Het instemmingsrecht op hoofdlijnen van de begroting, zoals vastgelegd in de Wet studievoorschot hoger onderwijs (Wet van 21 januari 2015, Stb. 50), gaat uit van instemmingsrecht op instellingsniveau en geldt in principe dus voor de centrale medezeggenschapsraad. Alleen waar de besluitvorming over de hoofdlijnen van de begroting (verdeling van middelen over de in de wet genoemde beleidsterreinen) niet op instellingsniveau gebeurt maar op facultair niveau, geldt het instemmingsrecht op facultair niveau en niet op instellingsniveau. Voor een toelichting op de wijze waarop het instemmingsrecht op faculteitsniveau kan worden vormgegeven, verwijs ik u naar de Nota naar aanleiding van het verslag (Kamerstuk 34 251, nr. 6).
Ook hierbij verwijs ik naar het antwoord op vraag 2. Er is geen sprake van dat de inzet van het college van bestuur niet strookt met de wens van een Kamermeerderheid. Ik merk hierbij op dat van een Kamermeerderheid voor instemmingsrecht op hoofdlijnen van de begroting op faculteitsniveau geen sprake is aangezien het amendement op Kamerstuknummer 34 251, nr. 26 door uw Kamer is verworpen. Een gesprek tussen het college van bestuur van de universiteit Leiden en mijzelf over dit punt is dan ook niet aan de orde.
Zoals volgt uit mijn antwoorden op de vragen 2 en 4 is er geen sprake van geweest dat het college van bestuur op beperkende wijze invulling heeft gegeven aan het instemmingsrecht van studenten op hoofdlijnen van de begroting. Het college van bestuur heeft in het onderhavige geval gehandeld overeenkomstig mijn brief van 31 maart 2015. In deze brief heb ik aan de colleges van bestuur van de instellingen voor hoger onderwijs uiteengezet op welke wijze aan het instemmingsrecht op de hoofdlijnen van de begroting invulling kan worden gegeven.

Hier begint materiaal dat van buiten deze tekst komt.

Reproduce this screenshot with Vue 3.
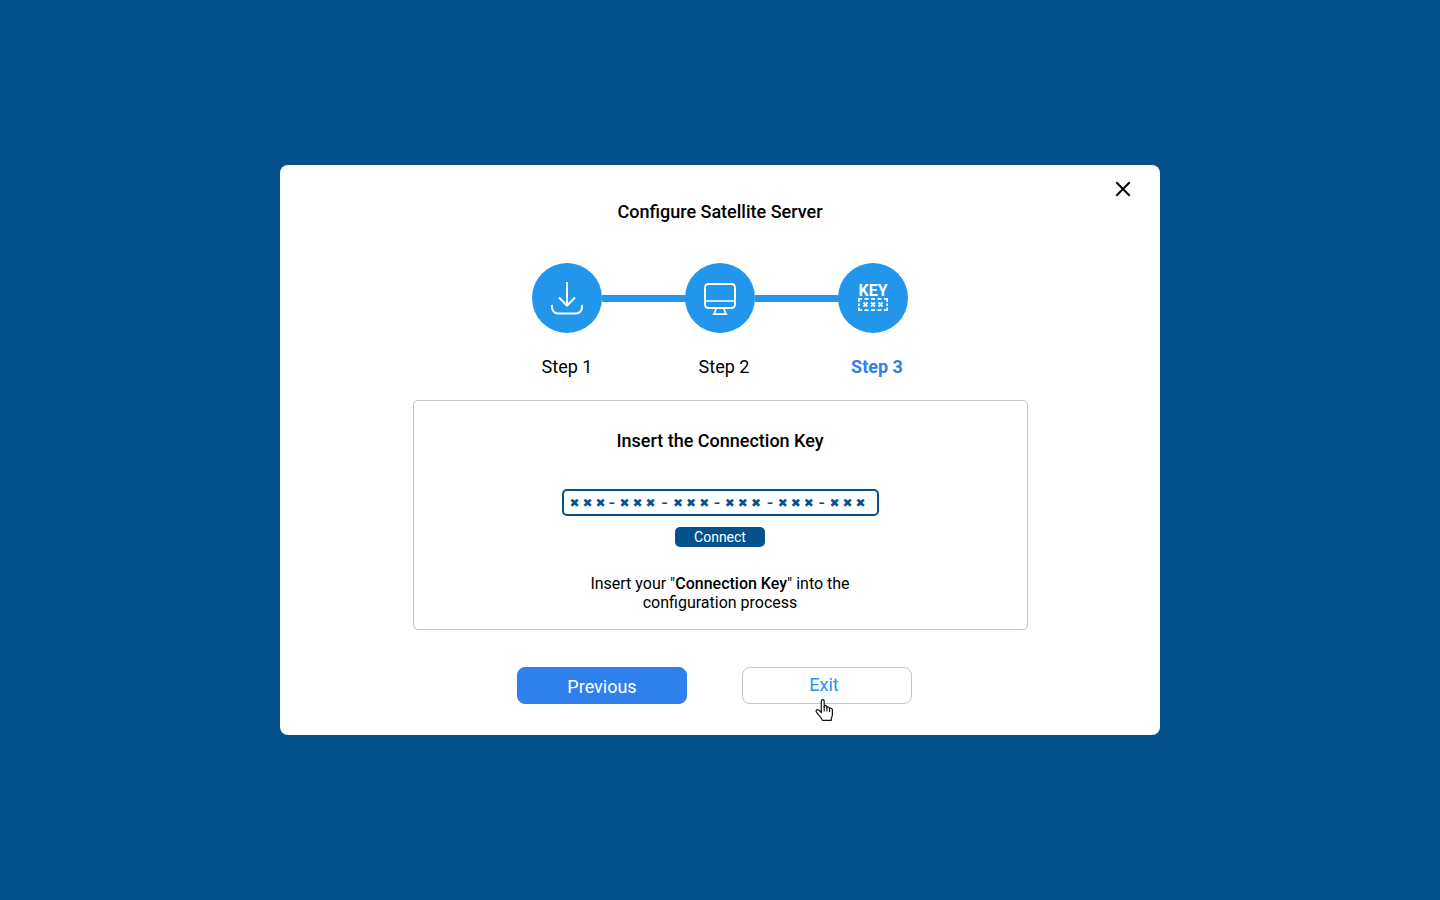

Gelet hierop zie ik dan ook geen aanleiding richting andere hoger onderwijsinstellingen op het punt van invulling van het instemmingsrecht een en ander duidelijk te maken. Instellingen hebben de invulling van het instemmingsrecht op de hoofdlijnen van de begroting opgepakt en de medezeggenschap heeft dit instemmingsrecht kunnen uitoefenen. Dit proces is op alle instellingen ook bijna afgerond. Ik merk hierbij op dat de wet ook voorziet in de mogelijkheid om dit proces – indien nodig – na de jaarwisseling af te handelen.